Sources close to the investigation said Petitjean "strongly resembles" a man hunted by anti-terrorism police in the days before the attack over fears he was about to carry out an act of terror. The sources said France's anti-terrorism police unit Uclat sent out a note four days before the attack saying it had received "reliable" information about a person "about to carry out an attack on national territory".

Unlike Kermiche and other terrorists carrying out recent attacks in Europe, there were no indications that Petitjean suffered from psychological problems.

After finishing high school in 2015, he worked part-time in sales jobs and his resume said he liked science-fiction movies, video games, music and boxing.

"It is hard to believe. He was against (ISIS). He was not radical at all," said Hakim, 17, who claimed he was Petitjean's friend.

His mother, Yamina Boukessoula, refused to believe her son was involved when she spoke to AFP just hours before the official confirmation. "He was a good French citizen. He is gentle. I know my child, I know my son. He was not involved at all," she said.

She said he had left their home on Monday to visit his cousin in the north-eastern city of Nancy.
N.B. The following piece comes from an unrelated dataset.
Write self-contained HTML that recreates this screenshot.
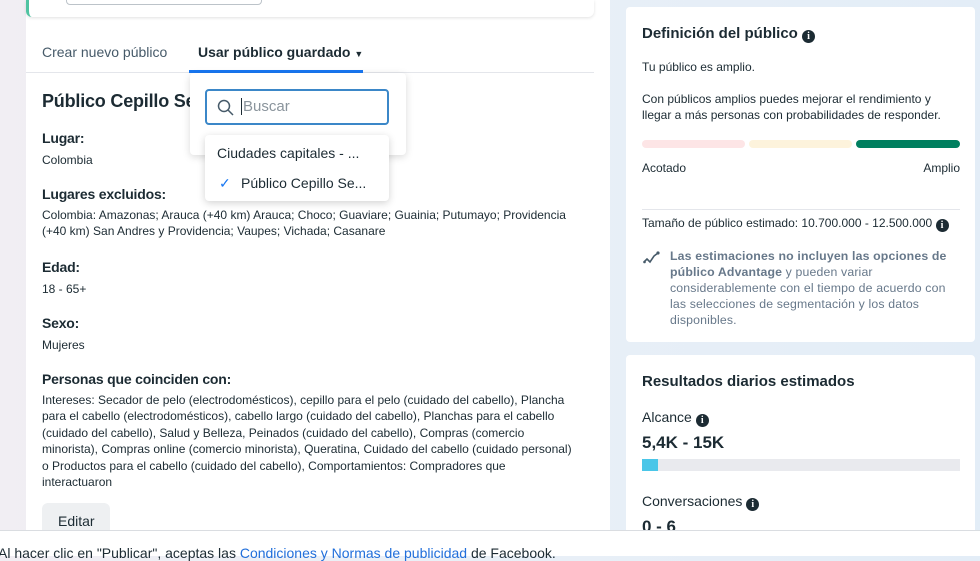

His last text message to his mother came on Tuesday morning, just before the attack: "Don't worry, everything is fine... I love you."

3 SUICIDE BOMBER IN ANSBACH, GERMANY, PLEDGED LOYALTY TO ISIS, OFFICIALS SAY

ANSBACH (Germany) • The 27-year- old Syrian who blew himself up last Sunday evening outside a bar in southern Germany, injuring 15 people, had been treated for psychiatric problems and had twice tried to kill himself, officials said.

Mohammad Daleel had also been detained for drug possession and other petty crimes, the German authorities said.

Daleel had sought asylum in Bulgaria and Austria before arriving in Germany in 2014. Although he was due to be deported back to Bulgaria - where he had earlier been granted asylum - officials delayed the order because of what they believed to be his fragile mental state.

Initial police theories suggest Daleel was likely a self-radicalised figure possibly influenced by militant propaganda.

ISIS has released a purported video of Daleel issuing a pre-attack diatribe in which he vows that Germans "will never sleep well again".

Mr Mubariz Mahmood, 28, an asylum-seeker from Pakistan who lives in the same refugee shelter in Ansbach as Daleel, said he had spoken several times with the latter and had never had any problems with him. "I am shocked," he said. "When I heard it was him, I was thinking, How could he do this?"